■ STATED GOAL:
Determine the count of lines holding "screenshot" and give that count alone.

■ ENTRIES SHOWN:
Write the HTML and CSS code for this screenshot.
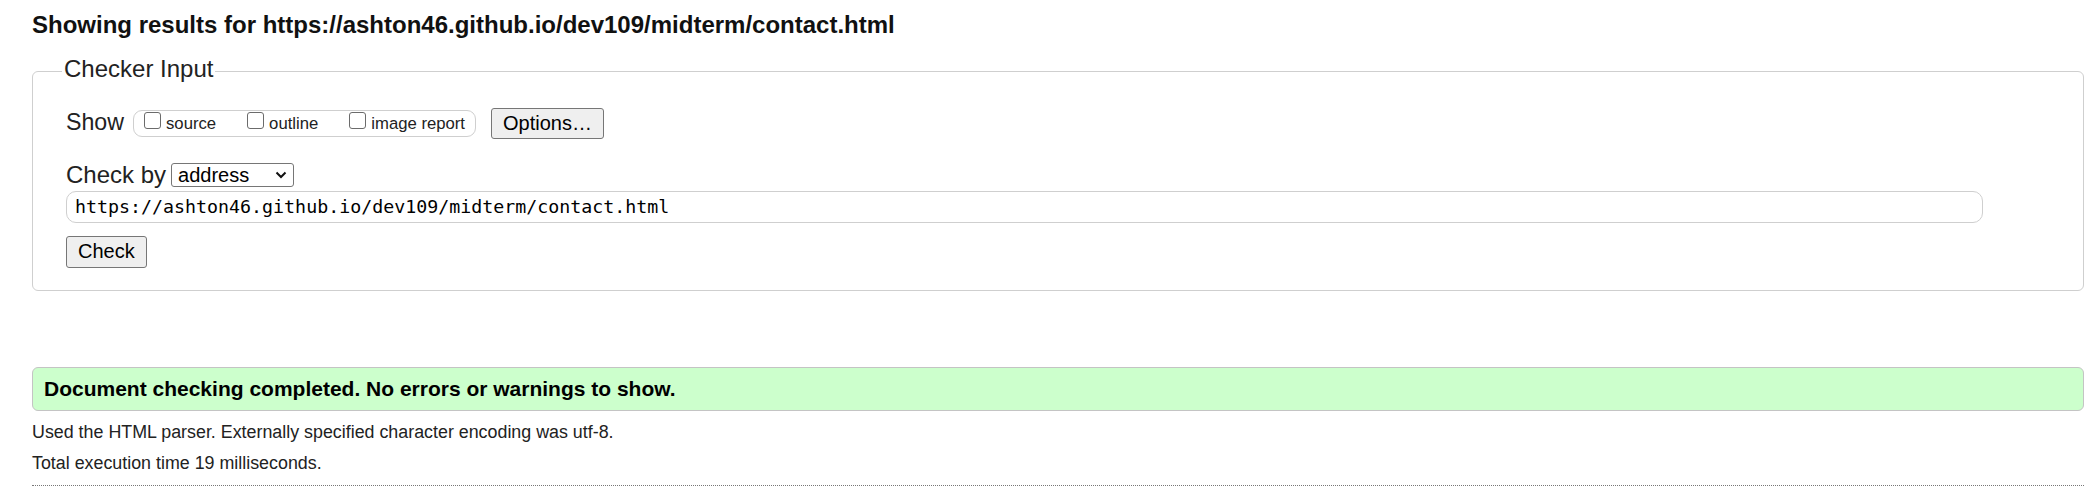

--

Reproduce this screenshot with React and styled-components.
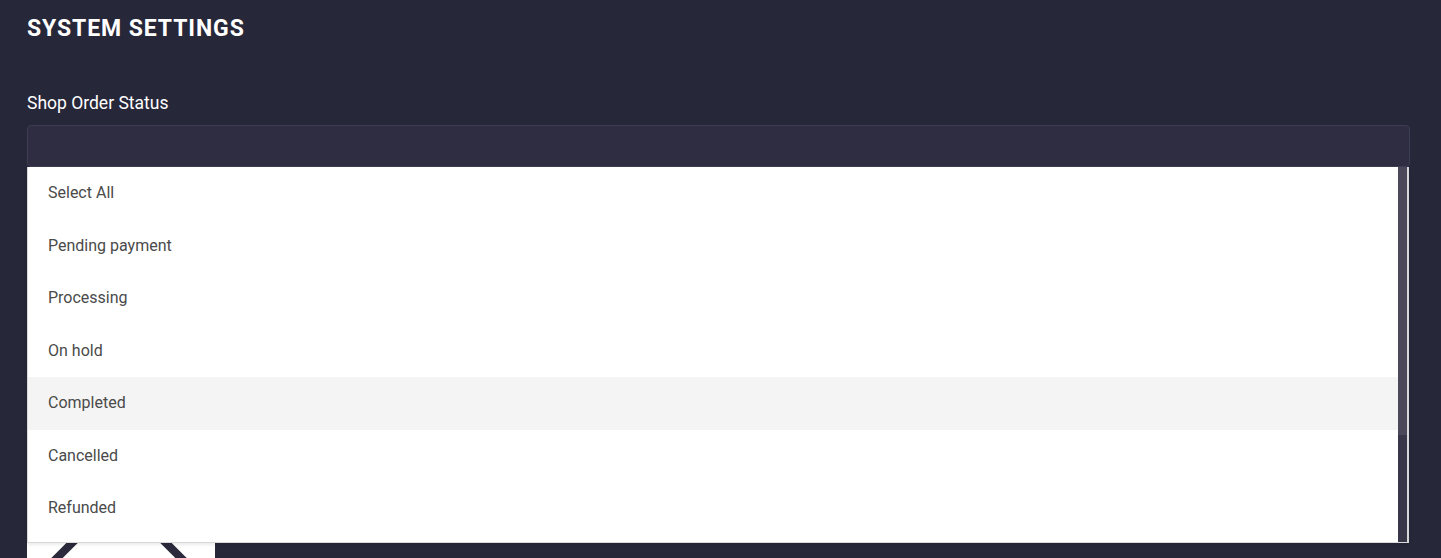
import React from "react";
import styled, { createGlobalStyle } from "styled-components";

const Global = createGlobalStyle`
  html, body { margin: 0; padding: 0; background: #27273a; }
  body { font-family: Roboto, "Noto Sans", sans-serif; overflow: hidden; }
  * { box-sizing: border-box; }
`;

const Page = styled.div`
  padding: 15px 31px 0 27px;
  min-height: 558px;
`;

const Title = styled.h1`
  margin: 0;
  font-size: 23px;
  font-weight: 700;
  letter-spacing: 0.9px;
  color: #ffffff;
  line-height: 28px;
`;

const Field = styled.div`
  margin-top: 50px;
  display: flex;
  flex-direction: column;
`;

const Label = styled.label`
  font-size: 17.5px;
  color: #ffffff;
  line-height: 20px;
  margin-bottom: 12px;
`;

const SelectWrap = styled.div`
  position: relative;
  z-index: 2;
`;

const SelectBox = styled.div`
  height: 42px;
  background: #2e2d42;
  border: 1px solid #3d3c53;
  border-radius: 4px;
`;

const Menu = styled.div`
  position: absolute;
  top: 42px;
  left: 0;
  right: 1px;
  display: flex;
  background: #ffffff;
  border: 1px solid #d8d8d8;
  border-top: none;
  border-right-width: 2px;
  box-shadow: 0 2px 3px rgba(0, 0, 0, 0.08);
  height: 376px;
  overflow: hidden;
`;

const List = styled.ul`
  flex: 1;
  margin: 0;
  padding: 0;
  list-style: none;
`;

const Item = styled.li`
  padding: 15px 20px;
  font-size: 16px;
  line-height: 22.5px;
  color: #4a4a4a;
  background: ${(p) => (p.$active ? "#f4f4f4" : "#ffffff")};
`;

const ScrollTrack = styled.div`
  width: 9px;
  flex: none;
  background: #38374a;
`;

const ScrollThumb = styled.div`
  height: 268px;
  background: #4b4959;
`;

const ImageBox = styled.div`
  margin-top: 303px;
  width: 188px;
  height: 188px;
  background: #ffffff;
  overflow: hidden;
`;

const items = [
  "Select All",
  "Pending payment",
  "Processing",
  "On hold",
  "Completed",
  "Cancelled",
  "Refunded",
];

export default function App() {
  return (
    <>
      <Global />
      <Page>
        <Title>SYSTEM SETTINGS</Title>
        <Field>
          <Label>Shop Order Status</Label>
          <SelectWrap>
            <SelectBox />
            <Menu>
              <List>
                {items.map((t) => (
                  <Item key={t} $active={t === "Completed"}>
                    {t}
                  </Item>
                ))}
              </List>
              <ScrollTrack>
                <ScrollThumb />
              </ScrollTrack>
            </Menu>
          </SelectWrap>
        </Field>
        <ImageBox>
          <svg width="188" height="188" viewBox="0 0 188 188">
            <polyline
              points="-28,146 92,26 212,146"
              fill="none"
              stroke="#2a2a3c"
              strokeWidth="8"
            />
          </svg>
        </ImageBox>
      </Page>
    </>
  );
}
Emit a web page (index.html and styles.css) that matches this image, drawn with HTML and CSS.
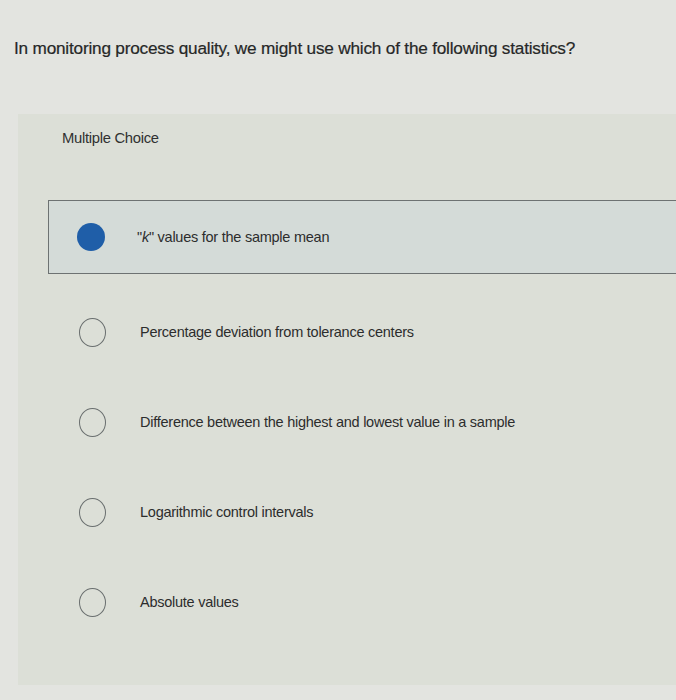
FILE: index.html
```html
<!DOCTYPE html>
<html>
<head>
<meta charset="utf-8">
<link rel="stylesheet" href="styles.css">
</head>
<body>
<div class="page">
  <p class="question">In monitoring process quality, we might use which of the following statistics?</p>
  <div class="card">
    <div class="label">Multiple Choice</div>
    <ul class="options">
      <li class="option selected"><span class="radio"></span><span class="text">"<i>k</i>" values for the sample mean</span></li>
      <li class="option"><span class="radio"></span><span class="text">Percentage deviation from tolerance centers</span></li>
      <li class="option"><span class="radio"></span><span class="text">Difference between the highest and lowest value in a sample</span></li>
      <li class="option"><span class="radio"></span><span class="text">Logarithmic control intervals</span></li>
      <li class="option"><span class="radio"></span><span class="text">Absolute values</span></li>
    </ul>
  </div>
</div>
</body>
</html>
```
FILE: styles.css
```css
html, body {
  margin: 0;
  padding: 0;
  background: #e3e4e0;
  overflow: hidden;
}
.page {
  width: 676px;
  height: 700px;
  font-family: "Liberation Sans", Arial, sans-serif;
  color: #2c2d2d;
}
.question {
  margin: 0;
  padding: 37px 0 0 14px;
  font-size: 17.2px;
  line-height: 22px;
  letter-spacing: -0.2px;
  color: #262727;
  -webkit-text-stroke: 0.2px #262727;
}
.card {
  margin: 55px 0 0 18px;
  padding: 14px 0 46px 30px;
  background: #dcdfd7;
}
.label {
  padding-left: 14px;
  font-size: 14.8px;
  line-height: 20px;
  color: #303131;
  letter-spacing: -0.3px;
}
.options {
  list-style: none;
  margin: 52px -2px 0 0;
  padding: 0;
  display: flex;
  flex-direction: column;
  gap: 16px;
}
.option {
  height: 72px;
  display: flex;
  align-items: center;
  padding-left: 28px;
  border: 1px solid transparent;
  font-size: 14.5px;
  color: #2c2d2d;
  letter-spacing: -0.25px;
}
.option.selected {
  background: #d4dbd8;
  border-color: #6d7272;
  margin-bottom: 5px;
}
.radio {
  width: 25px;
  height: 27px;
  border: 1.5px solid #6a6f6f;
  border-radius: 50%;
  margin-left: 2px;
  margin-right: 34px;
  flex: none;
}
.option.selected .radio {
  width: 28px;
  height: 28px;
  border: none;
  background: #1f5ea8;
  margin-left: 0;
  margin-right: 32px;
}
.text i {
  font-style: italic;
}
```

---

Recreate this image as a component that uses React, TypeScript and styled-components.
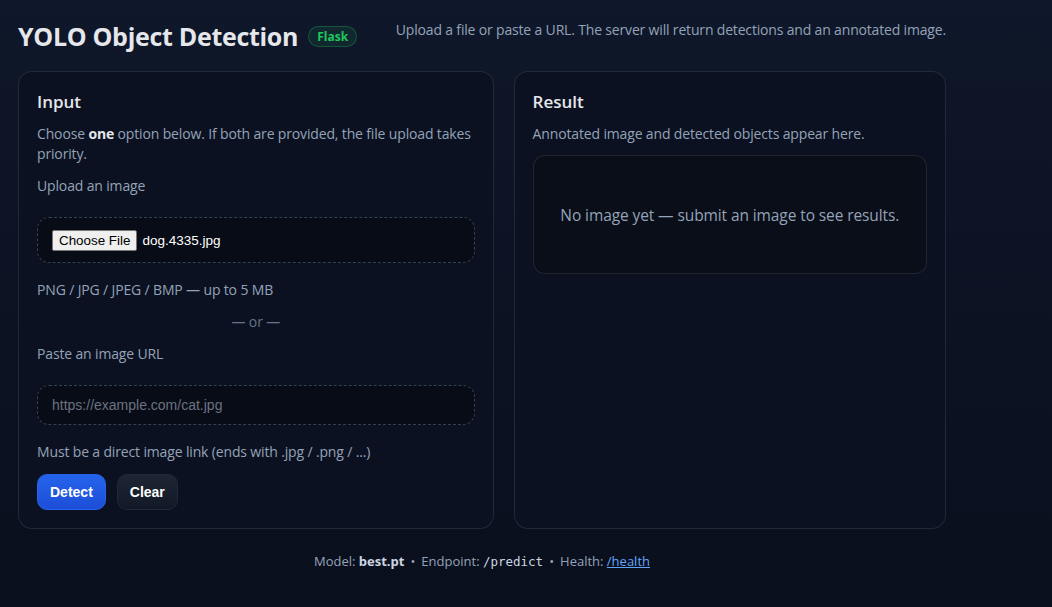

■ EXPECTED OUTPUT:
2